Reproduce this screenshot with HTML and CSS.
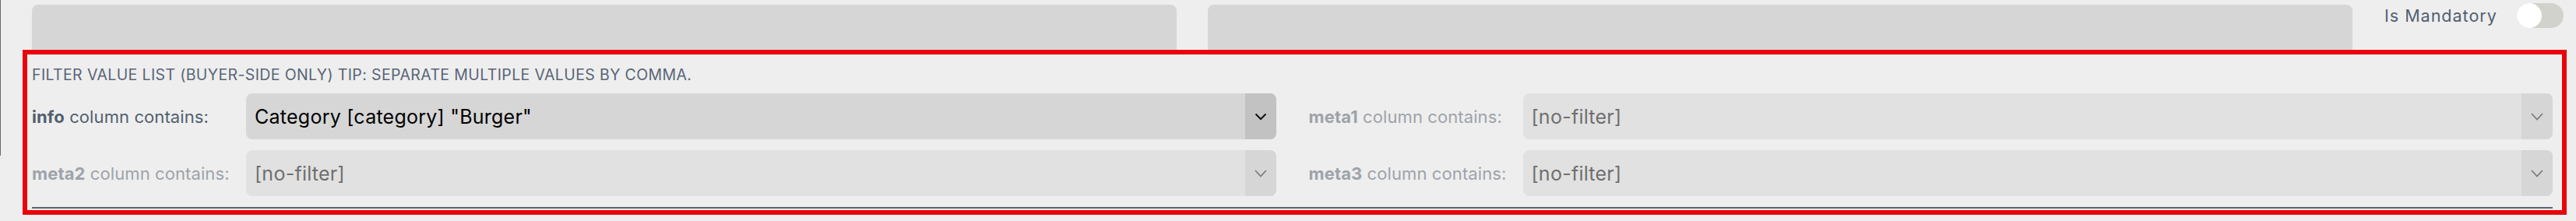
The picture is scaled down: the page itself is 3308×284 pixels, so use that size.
FILE: index.html
```html
<!DOCTYPE html>
<html lang="en">
<head>
<meta charset="utf-8">
<title>Filter value list</title>
<link rel="stylesheet" href="styles.css">
</head>
<body>
<div class="page">
  <div class="edge"></div>
  <div class="top">
    <div class="field"></div>
    <div class="field"></div>
    <div class="mandatory">
      <span class="mandatory-label">Is Mandatory</span>
      <span class="toggle"><span class="knob"></span></span>
    </div>
  </div>
  <section class="filters">
    <div class="heading">FILTER VALUE LIST (BUYER-SIDE ONLY) TIP: SEPARATE MULTIPLE VALUES BY COMMA.</div>
    <div class="grid">
      <div class="cell">
        <label class="label"><b>info</b> column contains:</label>
        <div class="select">
          <span class="value">Category [category] "Burger"</span>
          <span class="arrow"><svg width="16" height="10" viewBox="0 0 16 10"><path d="M1.5 1.5 L8 8 L14.5 1.5" fill="none" stroke="#111" stroke-width="2"/></svg></span>
        </div>
      </div>
      <div class="cell disabled">
        <label class="label"><b>meta1</b> column contains:</label>
        <div class="select">
          <span class="value">[no-filter]</span>
          <span class="arrow"><svg width="16" height="10" viewBox="0 0 16 10"><path d="M1 1 L8 8.5 L15 1" fill="none" stroke="#777" stroke-width="1.6"/></svg></span>
        </div>
      </div>
      <div class="cell disabled">
        <label class="label"><b>meta2</b> column contains:</label>
        <div class="select">
          <span class="value">[no-filter]</span>
          <span class="arrow"><svg width="16" height="10" viewBox="0 0 16 10"><path d="M1 1 L8 8.5 L15 1" fill="none" stroke="#777" stroke-width="1.6"/></svg></span>
        </div>
      </div>
      <div class="cell disabled">
        <label class="label"><b>meta3</b> column contains:</label>
        <div class="select">
          <span class="value">[no-filter]</span>
          <span class="arrow"><svg width="16" height="10" viewBox="0 0 16 10"><path d="M1 1 L8 8.5 L15 1" fill="none" stroke="#777" stroke-width="1.6"/></svg></span>
        </div>
      </div>
    </div>
  </section>
  <div class="highlight"></div>
</div>
</body>
</html>
```

FILE: styles.css
```css
html, body {
  margin: 0;
  padding: 0;
  background: #eeeeee;
}
body {
  font-family: Inter, "Noto Sans", "Liberation Sans", sans-serif;
  width: 3308px;
  height: 284px;
  overflow: hidden;
}
.page {
  position: relative;
  height: 284px;
}
.edge {
  position: absolute;
  left: 0;
  top: 0;
  width: 1px;
  height: 200px;
  background: #6a6a6a;
}
.top {
  display: flex;
  align-items: flex-start;
  padding: 6px 0 0 41px;
  height: 64px;
  box-sizing: content-box;
}
.field {
  width: 1470px;
  height: 64px;
  background: #d6d6d6;
  border-radius: 8px 8px 0 0;
  margin-right: 40px;
  flex: none;
}
.mandatory {
  display: flex;
  align-items: center;
  gap: 25px;
  margin-left: 1px;
  margin-top: -2px;
}
.mandatory-label {
  font-size: 21.5px;
  color: #525f70;
  letter-spacing: 1px;
}
.toggle {
  display: block;
  width: 60px;
  height: 32px;
  border-radius: 16px;
  background: #d2d2cd;
  position: relative;
}
.knob {
  position: absolute;
  left: 0;
  top: 0;
  width: 32px;
  height: 32px;
  border-radius: 50%;
  background: #ffffff;
}
.filters {
  margin-left: 41px;
  width: 3237px;
  padding-top: 14px;
  padding-bottom: 14px;
  border-bottom: 2px solid #5b6472;
}
.heading {
  font-size: 19.5px;
  line-height: 24px;
  height: 24px;
  color: #596577;
  margin-bottom: 12px;
  letter-spacing: 0.38px;
  white-space: nowrap;
}
.grid {
  display: grid;
  grid-template-columns: 1fr 1fr;
  column-gap: 42px;
  row-gap: 14px;
}
.cell {
  display: flex;
  align-items: center;
}
.label {
  width: 275px;
  flex: none;
  font-size: 22px;
  letter-spacing: 0.1px;
  color: #525f70;
  white-space: nowrap;
}
.label b {
  font-weight: 700;
}
.select {
  flex: 1;
  height: 59px;
  display: flex;
  align-items: stretch;
  background: #d6d6d6;
  border-radius: 8px;
  overflow: hidden;
}
.value {
  flex: 1;
  display: flex;
  align-items: center;
  padding-left: 11px;
  font-size: 25px;
  letter-spacing: 0.25px;
  color: #000000;
  white-space: nowrap;
}
.arrow {
  width: 40px;
  flex: none;
  display: flex;
  align-items: center;
  justify-content: center;
  background: #c2c2c2;
}
.disabled .label {
  color: #9ea3aa;
}
.disabled .select {
  background: #e1e1e1;
}
.disabled .value {
  color: #6f6f6f;
}
.disabled .arrow {
  background: #d6d6d6;
}
.highlight {
  position: absolute;
  left: 29px;
  top: 64px;
  width: 3267px;
  height: 212px;
  box-sizing: border-box;
  border: 6px solid #e8040a;
  pointer-events: none;
}
```
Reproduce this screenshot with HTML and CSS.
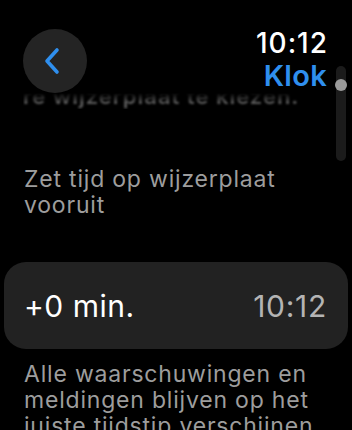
FILE: index.html
```html
<!DOCTYPE html>
<html lang="nl">
<head>
<meta charset="utf-8">
<link rel="stylesheet" href="styles.css">
</head>
<body>
<div class="screen">
  <div class="header">
    <div class="back">
      <svg width="20" height="28" viewBox="0 0 20 28"><path d="M14 3 L4 14 L14 25" fill="none" stroke="#2f8fee" stroke-width="3.6" stroke-linecap="round" stroke-linejoin="round"/></svg>
    </div>
    <div class="titles">
      <div class="time">10:12</div>
      <div class="app">Klok</div>
    </div>
  </div>
  <div class="ghost"><span>re wijzerplaat te kiezen.</span></div>
  <p class="note first">Zet tijd op wijzerplaat vooruit</p>
  <div class="card">
    <span class="offset">+0 min.</span>
    <span class="value">10:12</span>
  </div>
  <p class="note last">Alle waarschuwingen en meldingen blijven op het juiste tijdstip verschijnen.</p>
  <div class="scroll"><div class="thumb"></div></div>
</div>
</body>
</html>
```
FILE: styles.css
```css
html, body { margin: 0; padding: 0; background: #000; }
body { font-family: Inter, "Noto Sans", sans-serif; color: #fff; overflow: hidden; }
.screen { position: relative; width: 352px; height: 430px; overflow: hidden; }
.header { display: flex; justify-content: space-between; padding: 29px 25px 0 23px; }
.back { width: 64px; height: 64px; border-radius: 50%; background: #242424; display: flex; align-items: center; justify-content: center; }
.back svg { margin-left: -4px; }
.titles { text-align: right; }
.time { font-size: 28px; line-height: 32px; font-weight: 500; margin-top: -2px; letter-spacing: 1px; margin-right: -1px; }
.app { font-size: 29px; line-height: 34px; font-weight: 600; color: #2f8fee; letter-spacing: 0.3px; }
.ghost { height: 16px; overflow: hidden; margin: 0 0 0 23px; -webkit-mask-image: linear-gradient(to bottom, transparent 0, #000 60%); mask-image: linear-gradient(to bottom, transparent 0, #000 60%); }
.ghost span { display: block; white-space: nowrap; font-size: 22px; line-height: 26px; color: #5a5a5a; margin-top: -10px; filter: blur(1.3px); font-weight: 600; letter-spacing: 1px; }
.note { margin: 0; padding: 0 24px; font-size: 23px; line-height: 26px; color: #9d9d9d; letter-spacing: 0.8px; }
.note.first { margin-top: 57px; }
.card { margin: 44px 4px 0 4px; height: 87px; border-radius: 22px; background: #222; display: flex; align-items: center; justify-content: space-between; padding: 0 21px 0 20px; }
.offset { font-size: 30px; color: #fff; letter-spacing: 0.5px; }
.value { font-size: 30px; color: #b4b4b4; letter-spacing: 0.7px; }
.note.last { margin-top: 12px; }
.scroll { position: absolute; left: 336px; top: 66px; width: 10px; height: 95px; border-radius: 5px; background: #1b1b1b; }
.thumb { position: absolute; left: -1px; top: 13px; width: 12px; height: 12px; border-radius: 50%; background: #9a9a9a; }
```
────
### Required work
Return each full line of the entries that contains the word "page".

### Expected answer
The picture is scaled down: the page itself is 3308×284 pixels, so use that size.
<div class="page">
.page {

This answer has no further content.